19 de diciembre de 2011

BEBER

Te despiertas a media noche. La boca seca. Sí, piensas en esa última copa, la que te decía tu parte razonable que no debías haberte tomado. Te sientas en la cama. Con calma. Mucha calma, no es momento de llamar al helicóptero ni de hacer una nueva decoración a las paredes. Ni te molestas en buscar las zapatillas de estar por casa, a saber dónde las dejaste anoche. Te pones de pie retando a la verticalidad con orgullo. Las manos al frente preparadas para sostener tu resaca. Un pasito, otro. Llegas al baño y enciendes la luz. Cuando te ves en el espejo preguntas ¿quien eres y qué has hecho conmigo mismo? Las manos en el lavabo. Más de cerca el espejo te obliga a una inútil promesa: no volveré a beber en mi vida. Abres el grifo y como si llevaras semanas en el desierto bebes y bebes como los peces del villancico. Pero no bebes de un río, sino de un grifo. Un par de litros después te miras de nuevo al espejo, nada ha cambiado en tu aspecto, pero te sientes mejor. Vuelves a la cama y ateo que eres, maldices no tener un Dios al que pedirle que los peques se levanten hoy más tarde...
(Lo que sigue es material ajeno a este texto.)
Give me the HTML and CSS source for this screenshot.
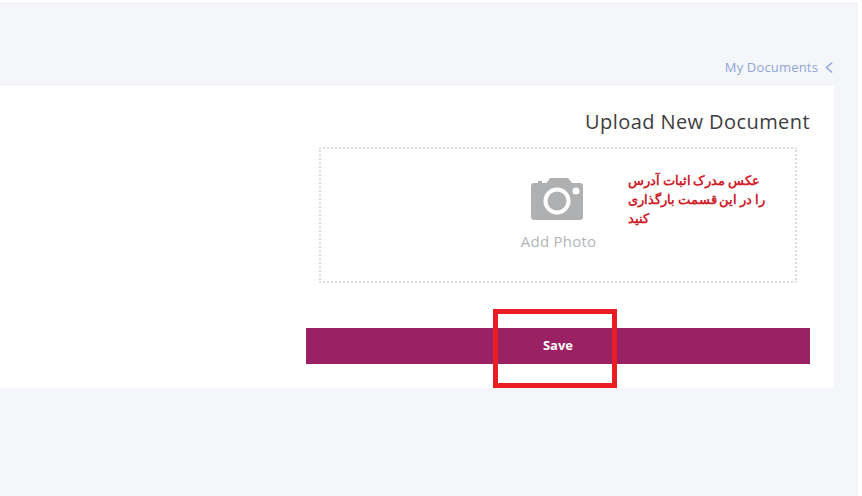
FILE: index.html
```html
<!DOCTYPE html>
<html lang="en">
<head>
<meta charset="utf-8">
<title>Upload New Document</title>
<link rel="stylesheet" href="styles.css">
</head>
<body>
<div class="page">
  <div class="crumb-row">
    <a class="crumb">My Documents</a>
    <svg class="chev" width="8" height="13" viewBox="0 0 8 13"><path d="M7.200 1.500 L1.500 6.500 L7.200 11.500" fill="none" stroke="#8fa6d6" stroke-width="1.500"/></svg>
  </div>
  <main class="card">
    <section class="form">
      <h1 class="title">Upload New Document</h1>
      <div class="drop">
        <div class="photo">
          <svg class="cam" width="52" height="42" viewBox="0 0 52 42">
            <path fill="#aeb0b2" d="M7 3h4v3H7z"/>
            <path fill="#aeb0b2" d="M3 5h10l3-0.500L19 0h18l4 5h8a3 3 0 0 1 3 3v31a3 3 0 0 1-3 3H3a3 3 0 0 1-3-3V8a3 3 0 0 1 3-3z"/>
            <circle cx="26" cy="23" r="13.500" fill="#fff"/>
            <circle cx="26" cy="23" r="9.500" fill="#aeb0b2"/>
            <circle cx="45" cy="13" r="3.500" fill="#fff"/>
          </svg>
          <span class="add">Add Photo</span>
        </div>
        <div class="note">
          <p class="line" dir="rtl">عکس مدرک اثبات آدرس</p>
          <p class="line" dir="rtl">را در این قسمت بارگذاری</p>
          <p class="line" dir="rtl">کنید</p>
        </div>
      </div>
      <div class="save-wrap">
        <button class="save">Save</button>
        <span class="mark"></span>
      </div>
    </section>
  </main>
</div>
</body>
</html>
```
FILE: styles.css
```css
* { box-sizing: border-box; }
html, body { margin: 0; height: 100%; background: #fff; }
.page {
  width: 858px;
  height: 494px;
  margin-top: 2px;
  background: #f4f6f9;
  font-family: "Open Sans", "Liberation Sans", sans-serif;
  overflow: hidden;
}
.crumb-row {
  height: 84px;
  padding: 56px 25px 0 0;
  display: flex;
  justify-content: flex-end;
  align-items: flex-start;
  gap: 7px;
}
.crumb { font-size: 13px; line-height: 18px; letter-spacing: 0.17px; color: #8fa6d6; }
.chev { margin-top: 3px; }
.card {
  width: 834px;
  height: 302px;
  background: #fff;
  display: flex;
  justify-content: flex-end;
  padding-right: 24px;
}
.form { width: 504px; display: flex; flex-direction: column; }
.title {
  margin: 22px 0 0;
  font-size: 20px;
  line-height: 28px;
  font-weight: 500;
  letter-spacing: 0.42px;
  color: #3d3d3d;
  text-align: right;
}
.drop {
  width: 478px;
  height: 136px;
  margin: 11px 0 0 13px;
  border: 2px dotted #dcdcdc;
  border-radius: 2px;
  display: flex;
  position: relative;
}
.photo {
  width: 476px;
  padding-top: 29px;
  display: flex;
  flex-direction: column;
  align-items: center;
}
.cam { display: block; margin-right: 2px; }
.add { margin: 11px 0 0 1px; font-size: 15px; line-height: 20px; letter-spacing: 0.24px; color: #b3b5b7; }
.note {
  position: absolute;
  left: 307px;
  top: 23px;
  width: 138px;
  font-family: "Liberation Sans", sans-serif;
  font-size: 12.6px;
  font-weight: 700;
  line-height: 19px;
  word-spacing: -0.8px;
  color: #cf2027;
}
.line { margin: 0; text-align: left; white-space: nowrap; }
.save-wrap { position: relative; margin-top: 45px; }
.save {
  display: block;
  width: 504px;
  height: 36px;
  padding: 0 0 2px;
  border: 0;
  background: #9a2163;
  color: #fff;
  font-family: "Open Sans", "Liberation Sans", sans-serif;
  font-size: 13px;
  font-weight: 700;
  text-align: center;
}
.mark {
  position: absolute;
  left: 187px;
  top: -19px;
  width: 124px;
  height: 79px;
  border: 5px solid #ea1c24;
}
```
NOTA: este ejercicio literario, esta dramatización no es más que un juego floral para destacar un gesto que en el mundo occidental hemos trivializado por común, por sencillo, por accesible, pero que millones de personas sólo pueden soñar: beber de un grifo. Me gustaría que mis hijos supieran lo privilegiados que son de poder hacerlo cuando les plazca.